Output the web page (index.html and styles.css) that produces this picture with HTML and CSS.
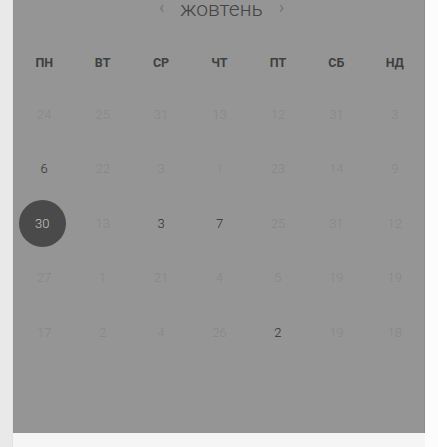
FILE: index.html
```html
<!DOCTYPE html>
<html lang="uk">
<head>
    <meta charset="UTF-8">
    <title>Календар</title>
    <link rel="stylesheet" href="styles.css">
</head>
<body>
    <div class="page">
        <div class="side"></div>
        <div class="main">
            <div class="panel">
                <div class="month">
                    <span class="arrow">‹</span>
                    <span class="month-name">жовтень</span>
                    <span class="arrow">›</span>
                </div>
                <div class="week">
                    <span>ПН</span><span>ВТ</span><span>СР</span><span>ЧТ</span><span>ПТ</span><span>СБ</span><span>НД</span>
                </div>
                <div class="days">
                    <span>24</span><span>25</span><span>31</span><span>13</span><span>12</span><span>31</span><span>3</span>
                    <span class="on">6</span><span>22</span><span>3</span><span>1</span><span>23</span><span>14</span><span>9</span>
                    <span class="picked"><b>30</b></span><span>13</span><span class="on">3</span><span class="on">7</span><span>25</span><span>31</span><span>12</span>
                    <span>27</span><span>1</span><span>21</span><span>4</span><span>5</span><span>19</span><span>19</span>
                    <span>17</span><span>2</span><span>4</span><span>26</span><span class="on">2</span><span>19</span><span>18</span>
                </div>
            </div>
            <div class="below"></div>
        </div>
    </div>
</body>
</html>
```

FILE: styles.css
```css
*{
    margin: 0;
    padding: 0;
    box-sizing: border-box;
}
html,body{
    height: 100%;
}
body{
    background: #fcfcfc;
    font-family: Roboto, "Noto Sans", sans-serif;
    overflow: hidden;
}
.page{
    display: flex;
    height: 100%;
}
.side{
    width: 13px;
    background: #e9e9e9;
    border-right: 1px solid #e2e2e2;
}
.main{
    width: 412px;
    display: flex;
    flex-direction: column;
}
.panel{
    height: 433px;
    background: #959595;
    border-right: 1px solid #8c8c8c;
    padding-left: 2px;
}
.below{
    flex: 1;
    background: #f5f5f5;
}
.month{
    height: 20px;
    display: flex;
    justify-content: center;
    align-items: flex-start;
    gap: 16px;
    padding-left: 4px;
}
.month-name{
    font-size: 21px;
    font-weight: 300;
    color: #444;
    line-height: 18px;
}
.arrow{
    font-size: 18px;
    color: #767676;
    line-height: 14px;
}
.week{
    display: grid;
    grid-template-columns: repeat(7, 1fr);
    margin-top: 32px;
    height: 20px;
    align-items: center;
}
.week span{
    text-align: center;
    font-size: 12.5px;
    font-weight: 700;
    color: #3f3f3f;
}
.days{
    display: grid;
    grid-template-columns: repeat(7, 1fr);
    grid-auto-rows: 54.5px;
    margin-top: 15px;
}
.days span{
    display: flex;
    justify-content: center;
    align-items: center;
    font-size: 13px;
    font-weight: 300;
    color: #878787;
}
.days span.on{
    color: #2e2e2e;
}
.days span.picked b{
    width: 47px;
    height: 47px;
    border-radius: 50%;
    background: #4a4a4a;
    color: #c4c4c4;
    font-weight: 300;
    display: flex;
    justify-content: center;
    align-items: center;
    margin-left: -4px;
}
```
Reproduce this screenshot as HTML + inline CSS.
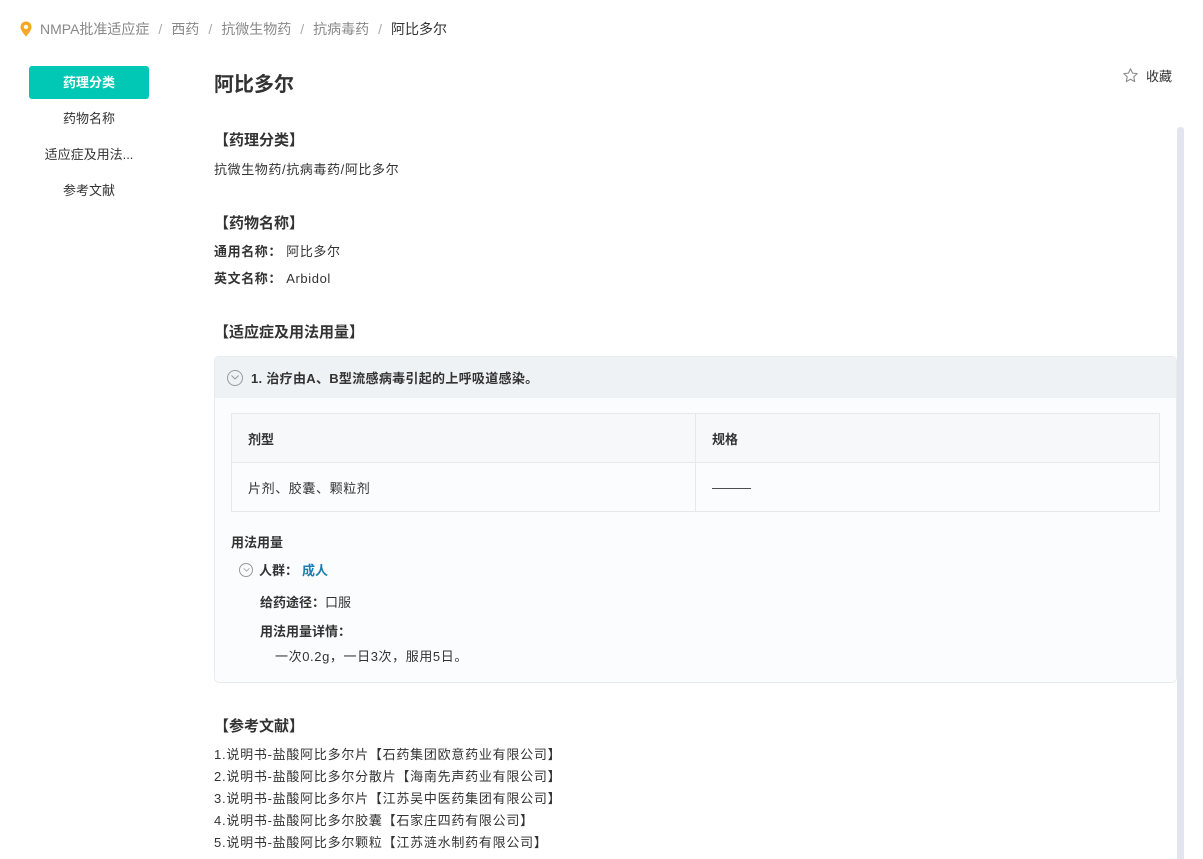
<!DOCTYPE html>
<html><head><meta charset="utf-8">
<style>
*{margin:0;padding:0;box-sizing:border-box}
body{width:1203px;height:859px;overflow:hidden;background:#fff;font-family:"Liberation Sans","Noto Sans CJK SC",sans-serif;color:#333;font-size:13px;position:relative}
.a{position:absolute;white-space:nowrap}
.t{letter-spacing:0.6px}
.bc{top:19px;left:20px;font-size:14px;color:#888;display:flex;align-items:center}
.bc span.s{margin:0 9px;color:#aaa}
.nav{left:29px;width:120px;text-align:center;font-size:13px;color:#333}
h1{font-size:20px;font-weight:bold;color:#333}
.h{font-size:15px;font-weight:bold;color:#333}
.card{left:214px;top:356px;width:963px;height:327px;border:1px solid #e8ebee;border-radius:5px;background:#fbfcfd;overflow:hidden}
.card .hd{height:41px;background:#eef2f4;display:flex;align-items:center;padding-left:12px;font-weight:bold;font-size:13px;color:#333;letter-spacing:0.3px}
.circ{width:16px;height:16px;border:1px solid #999;border-radius:50%;display:inline-flex;align-items:center;justify-content:center;margin-right:8px}
table{position:absolute;left:16px;top:56px;width:929px;border-collapse:collapse;border:1px solid #e6e8eb;font-size:13px}
td{border:1px solid #e6e8eb;height:49px;padding-left:16px}
tr.th td{background:#f6f8f9;font-weight:bold}
.ref{left:214px;font-size:13px;color:#333;letter-spacing:0.75px}
</style></head><body>
<div class="a bc"><svg width="12" height="16" viewBox="0 0 12 16" style="margin-right:8px"><path d="M6 0.5C2.9 0.5 0.5 2.9 0.5 6c0 3.8 5.5 9.5 5.5 9.5S11.5 9.8 11.5 6C11.5 2.9 9.1 0.5 6 0.5z" fill="#f5a623"/><circle cx="6" cy="6" r="2.2" fill="#fff"/></svg>NMPA批准适应症<span class="s">/</span>西药<span class="s">/</span>抗微生物药<span class="s">/</span>抗病毒药<span class="s">/</span><span style="color:#333">阿比多尔</span></div>

<div class="a nav" style="top:66px;height:33px;line-height:33px;background:#00c8b4;color:#fff;font-weight:bold;border-radius:3px">药理分类</div>
<div class="a nav" style="top:108px">药物名称</div>
<div class="a nav" style="top:144px">适应症及用法...</div>
<div class="a nav" style="top:180px">参考文献</div>

<h1 class="a" style="left:214px;top:68px">阿比多尔</h1>
<div class="a" style="left:1122px;top:66px;display:flex;align-items:center;font-size:13px"><svg width="17" height="17" viewBox="0 0 24 24" style="margin-right:7px"><path d="M12 2.5l2.9 6.1 6.6.8-4.9 4.6 1.3 6.6L12 17.3l-5.9 3.3 1.3-6.6-4.9-4.6 6.6-.8z" fill="none" stroke="#888" stroke-width="1.5" stroke-linejoin="round"/></svg>收藏</div>
<div class="a" style="left:1177px;top:127px;width:7px;height:732px;background:#e3e5ee;border-radius:3px 3px 0 0"></div>

<div class="a h" style="left:214px;top:129px">【药理分类】</div>
<div class="a t" style="left:214px;top:159px">抗微生物药/抗病毒药/阿比多尔</div>

<div class="a h" style="left:214px;top:212px">【药物名称】</div>
<div class="a t" style="left:214px;top:241px"><b>通用名称：</b> 阿比多尔</div>
<div class="a t" style="left:214px;top:268px"><b>英文名称：</b> Arbidol</div>

<div class="a h" style="left:214px;top:321px">【适应症及用法用量】</div>
<div class="a card">
 <div class="hd"><span class="circ"><svg width="8" height="5" viewBox="0 0 8 5"><path d="M0.5 0.5L4 4 7.5 0.5" fill="none" stroke="#999" stroke-width="1"/></svg></span>1. 治疗由A、B型流感病毒引起的上呼吸道感染。</div>
 <table><tr class="th"><td style="width:464px">剂型</td><td>规格</td></tr><tr><td class="t">片剂、胶囊、颗粒剂</td><td>———</td></tr></table>
 <div class="a" style="left:16px;top:175px;font-weight:bold">用法用量</div>
 <div class="a" style="left:24px;top:203px;display:flex;align-items:center;font-weight:bold"><span class="circ" style="width:14px;height:14px;margin-right:6px"><svg width="7" height="4" viewBox="0 0 8 5"><path d="M0.5 0.5L4 4 7.5 0.5" fill="none" stroke="#999" stroke-width="1"/></svg></span>人群：<span style="color:#1a7fb0;margin-left:4px">成人</span></div>
 <div class="a" style="left:45px;top:235px"><b>给药途径：</b>口服</div>
 <div class="a" style="left:45px;top:264px;font-weight:bold">用法用量详情：</div>
 <div class="a t" style="left:60px;top:289px">一次0.2g，一日3次，服用5日。</div>
</div>

<div class="a h" style="left:214px;top:715px">【参考文献】</div>
<div class="a ref" style="top:744px">1.说明书-盐酸阿比多尔片【石药集团欧意药业有限公司】</div>
<div class="a ref" style="top:766px">2.说明书-盐酸阿比多尔分散片【海南先声药业有限公司】</div>
<div class="a ref" style="top:788px">3.说明书-盐酸阿比多尔片【江苏吴中医药集团有限公司】</div>
<div class="a ref" style="top:810px">4.说明书-盐酸阿比多尔胶囊【石家庄四药有限公司】</div>
<div class="a ref" style="top:832px">5.说明书-盐酸阿比多尔颗粒【江苏涟水制药有限公司】</div>
</body></html>
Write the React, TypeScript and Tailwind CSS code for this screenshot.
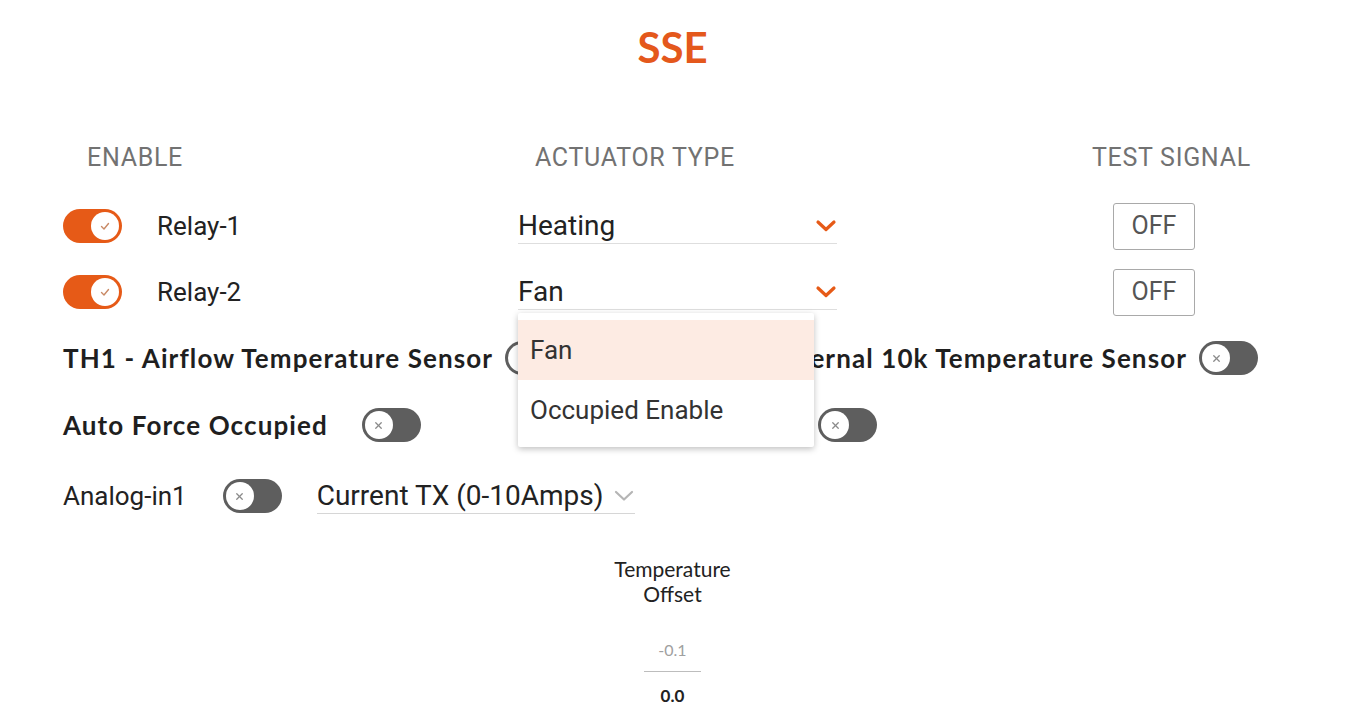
import clsx from 'clsx'

const roboto = 'font-[Roboto,"Liberation_Sans",sans-serif]'
const lato = 'font-[Lato,"Liberation_Sans",sans-serif]'

function Toggle({ on }: { on?: boolean }) {
  return (
    <div className={clsx('relative h-[34px] w-[59px] shrink-0 rounded-full', on ? 'bg-[#e65a17]' : 'bg-[#5e5e5e]')}>
      <div
        className={clsx(
          'absolute top-[3px] flex h-[28px] w-[28px] items-center justify-center rounded-full bg-white',
          on ? 'right-[3px]' : 'left-[3px]'
        )}
      >
        {on ? (
          <svg width="12" height="12" viewBox="0 0 12 12" fill="none" stroke="#c98a66" strokeWidth="1.4" strokeLinecap="round" strokeLinejoin="round">
            <polyline points="2.5,6.5 5,9 9.5,3.5" />
          </svg>
        ) : (
          <svg width="11" height="11" viewBox="0 0 12 12" fill="none" stroke="#8a8a8a" strokeWidth="1.4" strokeLinecap="round">
            <line x1="3" y1="3" x2="9" y2="9" />
            <line x1="9" y1="3" x2="3" y2="9" />
          </svg>
        )}
      </div>
    </div>
  )
}

function Chevron({ active }: { active?: boolean }) {
  return (
    <svg width="22" height="14" viewBox="0 0 22 14" fill="none"
      stroke={active ? '#e65a17' : '#b5b5b5'} strokeWidth={active ? 3.2 : 2.2} strokeLinecap="round" strokeLinejoin="round">
      <polyline points="3,3 11,10.5 19,3" />
    </svg>
  )
}

function Select({ value, width, active = true, size }: { value: string; width: string; active?: boolean; size: string }) {
  return (
    <div className={clsx('flex h-[36px] items-center justify-between border-b', width, active ? 'border-[#dedede]' : 'border-[#d6d6d6]')}>
      <span className={clsx(size, 'text-[#222]')}>{value}</span>
      <Chevron active={active} />
    </div>
  )
}

function OffButton() {
  return (
    <button className="ml-[276px] flex h-[47px] w-[82px] items-center justify-center rounded-[3px] border border-[#a9a9a9] bg-white text-[25px] text-[#555]">
      OFF
    </button>
  )
}

export default function App() {
  return (
    <div className={clsx('relative h-[721px] w-[1345px] overflow-hidden bg-white', roboto)}>
      <div className="flex h-[94px] items-center justify-center">
        <h1 className={clsx(lato, 'text-[42px] font-bold text-[#e4581c]')}>SSE</h1>
      </div>

      <div className="mt-[48px] flex h-[32px] items-center pl-[87px] text-[25px] tracking-[0.7px] text-[#727272]">
        <span className="w-[448px]">ENABLE</span>
        <span className="w-[557px]">ACTUATOR TYPE</span>
        <span>TEST SIGNAL</span>
      </div>

      <div className="mt-[28px] flex h-[48px] items-center pl-[63px]">
        <div className="flex w-[455px] items-center">
          <Toggle on />
          <span className="ml-[35px] text-[26px] text-[#222]">Relay-1</span>
        </div>
        <Select value="Heating" width="w-[319px]" size="text-[28px]" />
        <OffButton />
      </div>

      <div className="mt-[18px] flex h-[48px] items-center pl-[63px]">
        <div className="flex w-[455px] items-center">
          <Toggle on />
          <span className="ml-[35px] text-[26px] text-[#222]">Relay-2</span>
        </div>
        <Select value="Fan" width="w-[319px]" size="text-[28px]" />
        <OffButton />
      </div>

      <div className={clsx(lato, 'mt-[22px] flex h-[40px] items-center pl-[63px] pr-[87px] text-[26px] font-bold tracking-[1.1px] text-[#1f1f1f]')}>
        <span>TH1 - Airflow Temperature Sensor</span>
        <div className="ml-[12px]"><Toggle /></div>
        <span className="ml-auto">TH2 - External 10k Temperature Sensor</span>
        <div className="ml-[12px]"><Toggle /></div>
      </div>

      <div className={clsx(lato, 'mt-[27px] flex h-[40px] items-center pl-[63px] text-[26px] font-bold tracking-[1.1px] text-[#1f1f1f]')}>
        <div className="flex w-[755px] items-center">
          <span>Auto Force Occupied</span>
          <div className="ml-[34px]"><Toggle /></div>
        </div>
        <Toggle />
      </div>

      <div className="mt-[31px] flex h-[40px] items-center pl-[63px]">
        <span className="text-[26px] text-[#222]">Analog-in1</span>
        <div className="ml-[36px]"><Toggle /></div>
        <div className="ml-[35px]">
          <Select value="Current TX (0-10Amps)" width="w-[318px]" active={false} size="text-[28px]" />
        </div>
      </div>

      <div className={clsx(lato, 'mt-[40px] flex flex-col items-center text-[21px] leading-[25px] text-[#222]')}>
        <span>Temperature</span>
        <span>Offset</span>
        <span className="mt-[32px] text-[16px] leading-[24px] text-[#a0a0a0]">-0.1</span>
        <div className="mt-[9px] h-px w-[57px] bg-[#bdbdbd]" />
        <span className="mt-[12px] text-[17px] font-bold leading-[24px]">0.0</span>
      </div>

      <div className="absolute left-[518px] top-[313px] z-10 w-[296px] rounded-[2px] bg-white py-[7px] shadow-[0_2px_6px_rgba(0,0,0,0.25)]">
        <div className="flex h-[60px] items-center bg-[#fdebe3] px-[12px] text-[26px] text-[#333]">Fan</div>
        <div className="flex h-[60px] items-center px-[12px] text-[26px] text-[#333]">Occupied Enable</div>
      </div>
    </div>
  )
}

What you have to do: Identify the lines above that contain the word "page", then copy them.

Response to this task:
Output the web page (index.html and styles.css) that produces this picture with HTML and CSS.
    <div class="page">
.page{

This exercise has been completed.